About that time, the other hunter, Jim Filling, chimed in. His legs were burning up too. Soon they were both balanced on slick stumps in the swamp, howling and scratching their legs. “I was laughing my head off,” Sorenson says, “because I didn’t have on long johns. I figured I was in the clear.”

He was not.

As it turns out, there is a tiny parasitic flatworm that is particularly fond of fetid swamp water. While it is too small to take much of a bite out of a human hide, that doesn’t stop it from trying.

Soon, Sorenson had his comeuppance. He was also up on a stump, scratching and swatting like a madman. Picture that for a moment: Three young college toughs, bathed in the golden light of dawn, tap-dancing on swamp stumps.

In spite of all this, at some point a single wood duck was felled. But the itching continued until the trio crossed a second swamp on the way back to their vehicles. The colder, cleaner water stunned the flatworms, Sorenson figures, and put an end to the misery.

Being young scholars, the boys did a bit of research when they got home.
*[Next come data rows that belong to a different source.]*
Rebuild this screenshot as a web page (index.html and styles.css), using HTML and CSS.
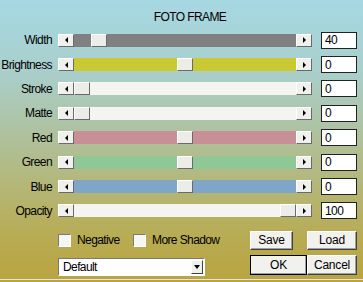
FILE: index.html
```html
<!DOCTYPE html>
<html lang="en">
<head>
    <meta charset="UTF-8">
    <title>Foto Frame</title>
    <link rel="stylesheet" href="styles.css">
</head>
<body>
    <div class="dialog">
        <h1 class="title">FOTO FRAME</h1>
        <div class="rows">
            <div class="row">
                <span class="name">Width</span>
                <div class="slider"><span class="arrow left"></span><div class="track gray"><span class="thumb" style="margin-left:17px"></span></div><span class="arrow right"></span></div>
                <input class="value" value="40">
            </div>
            <div class="row">
                <span class="name">Brightness</span>
                <div class="slider"><span class="arrow left"></span><div class="track yellow"><span class="thumb" style="margin-left:103px"></span></div><span class="arrow right"></span></div>
                <input class="value" value="0">
            </div>
            <div class="row">
                <span class="name">Stroke</span>
                <div class="slider"><span class="arrow left"></span><div class="track white"><span class="thumb" style="margin-left:0px"></span></div><span class="arrow right"></span></div>
                <input class="value" value="0">
            </div>
            <div class="row">
                <span class="name">Matte</span>
                <div class="slider"><span class="arrow left"></span><div class="track white"><span class="thumb" style="margin-left:0px"></span></div><span class="arrow right"></span></div>
                <input class="value" value="0">
            </div>
            <div class="row">
                <span class="name">Red</span>
                <div class="slider"><span class="arrow left"></span><div class="track red"><span class="thumb" style="margin-left:103px"></span></div><span class="arrow right"></span></div>
                <input class="value" value="0">
            </div>
            <div class="row">
                <span class="name">Green</span>
                <div class="slider"><span class="arrow left"></span><div class="track green"><span class="thumb" style="margin-left:103px"></span></div><span class="arrow right"></span></div>
                <input class="value" value="0">
            </div>
            <div class="row">
                <span class="name">Blue</span>
                <div class="slider"><span class="arrow left"></span><div class="track blue"><span class="thumb" style="margin-left:103px"></span></div><span class="arrow right"></span></div>
                <input class="value" value="0">
            </div>
            <div class="row">
                <span class="name">Opacity</span>
                <div class="slider"><span class="arrow left"></span><div class="track white"><span class="thumb" style="margin-left:206px"></span></div><span class="arrow right"></span></div>
                <input class="value" value="100">
            </div>
        </div>
        <div class="bottom">
            <div class="checks">
                <label class="check first"><span class="box"></span>Negative</label>
                <label class="check"><span class="box"></span>More Shadow</label>
            </div>
            <button class="btn save">Save</button>
            <button class="btn">Load</button>
            <div class="select"><span>Default</span><span class="drop"></span></div>
            <button class="btn ok">OK</button>
            <button class="btn">Cancel</button>
        </div>
    </div>
</body>
</html>
```

FILE: styles.css
```css
* {
    margin: 0;
    padding: 0;
    box-sizing: border-box;
}

body {
    font-family: 'Liberation Sans', Arial, sans-serif;
    font-size: 12px;
    letter-spacing: -0.6px;
    color: #000;
    height: 282px;
    overflow: hidden;
    background: linear-gradient(to bottom, #a6d8e3 0%, #a9cfcc 25%, #aec3a4 45%, #b4b77a 65%, #b8ab52 85%, #b9a43f 100%);
}

.dialog {
    height: 280px;
    padding-top: 10px;
    border-bottom: 1px solid #e6e4d6;
}

.title {
    font-size: 12px;
    font-weight: normal;
    line-height: 14px;
    height: 18px;
    text-align: center;
    padding-left: 17px;
}

.row {
    display: flex;
    align-items: center;
    height: 24.4px;
}

.name {
    width: 52px;
    margin-right: 6px;
    text-align: right;
}

.slider {
    display: flex;
    width: 254px;
    height: 13px;
}

.arrow,
.thumb {
    width: 16px;
    height: 13px;
    background: #f0f0ec;
    border: 1px solid;
    border-color: #fff #6a6a6a #6a6a6a #fff;
}

.arrow {
    display: flex;
    align-items: center;
    justify-content: center;
}

.arrow::before {
    content: '';
    border-style: solid;
    border-color: transparent;
}

.arrow.left::before {
    border-width: 3px 3px 3px 0;
    border-right-color: #000;
}

.arrow.right::before {
    border-width: 3px 0 3px 3px;
    border-left-color: #000;
}

.track {
    flex: 1;
    display: flex;
}

.thumb {
    background: #ecece8;
}

.gray { background: #808080; }
.yellow { background: #cbc933; }
.white { background: #f4f4f1; }
.red { background: #c98f97; }
.green { background: #90c797; }
.blue { background: #7fa6c8; }

.value {
    margin-left: 9px;
    width: 36px;
    height: 17px;
    padding-left: 3px;
    border: 1px solid #222;
    background: #fff;
    font: inherit;
    letter-spacing: inherit;
    color: #000;
}

.bottom {
    display: grid;
    grid-template-columns: 192px 57px 50px;
    grid-template-rows: 20px 23px;
    row-gap: 3px;
    align-items: center;
    padding: 7px 0 0 58px;
}

.checks {
    display: flex;
    align-items: center;
}

.check {
    display: flex;
    align-items: center;
    gap: 6px;
}

.check.first {
    width: 75px;
}

.box {
    width: 13px;
    height: 13px;
    background: #f6f6f2;
    border: 1px solid;
    border-color: #7a7a7a #fff #fff #7a7a7a;
}

.btn {
    height: 19px;
    background: #f1f1ed;
    border: 1px solid;
    border-color: #fff #404040 #404040 #fff;
    box-shadow: inset -1px -1px #a0a0a0;
    font: inherit;
    letter-spacing: -0.2px;
    color: #000;
}

.save {
    width: 43px;
}

.ok {
    height: 20px;
    outline: 1px solid #000;
    outline-offset: -1px;
}

.bottom .btn:nth-last-child(1) {
    height: 20px;
}

.select {
    align-self: end;
    width: 147px;
    height: 18px;
    display: flex;
    align-items: center;
    justify-content: space-between;
    padding: 0 1px 0 4px;
    background: #fff;
    border: 1px solid;
    border-color: #7a7a7a #fff #fff #7a7a7a;
}

.drop {
    width: 12px;
    height: 14px;
    display: flex;
    align-items: center;
    justify-content: center;
    background: #f0f0ec;
    border: 1px solid;
    border-color: #fff #404040 #404040 #fff;
}

.drop::before {
    content: '';
    border-style: solid;
    border-width: 4px 3.5px 0 3.5px;
    border-color: #000 transparent transparent transparent;
}
```
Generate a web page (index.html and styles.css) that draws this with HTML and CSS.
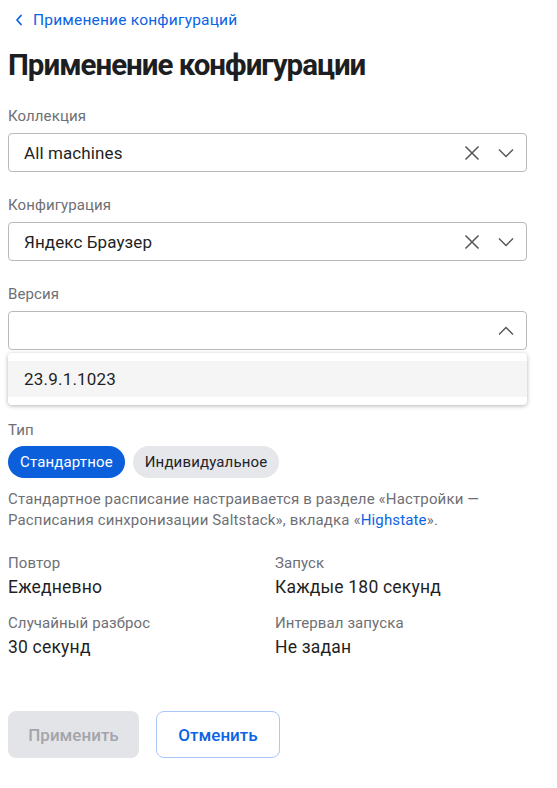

“We figured it out,” Sorenson says, although not very triumphantly. “It’s called ‘nutria itch’ or ‘beaver itch.’ It’s a nasty, bizarre thing. Look it up. We did.”

Maybe we should just take his word for it. After all, Sorenson would go on to get his doctorate in entomology and is now a professor and entomologist with North Carolina State University. A bug scientist. A guy who just can’t get enough of the creepy crawlies.

Some people—even the really smart ones—never learn.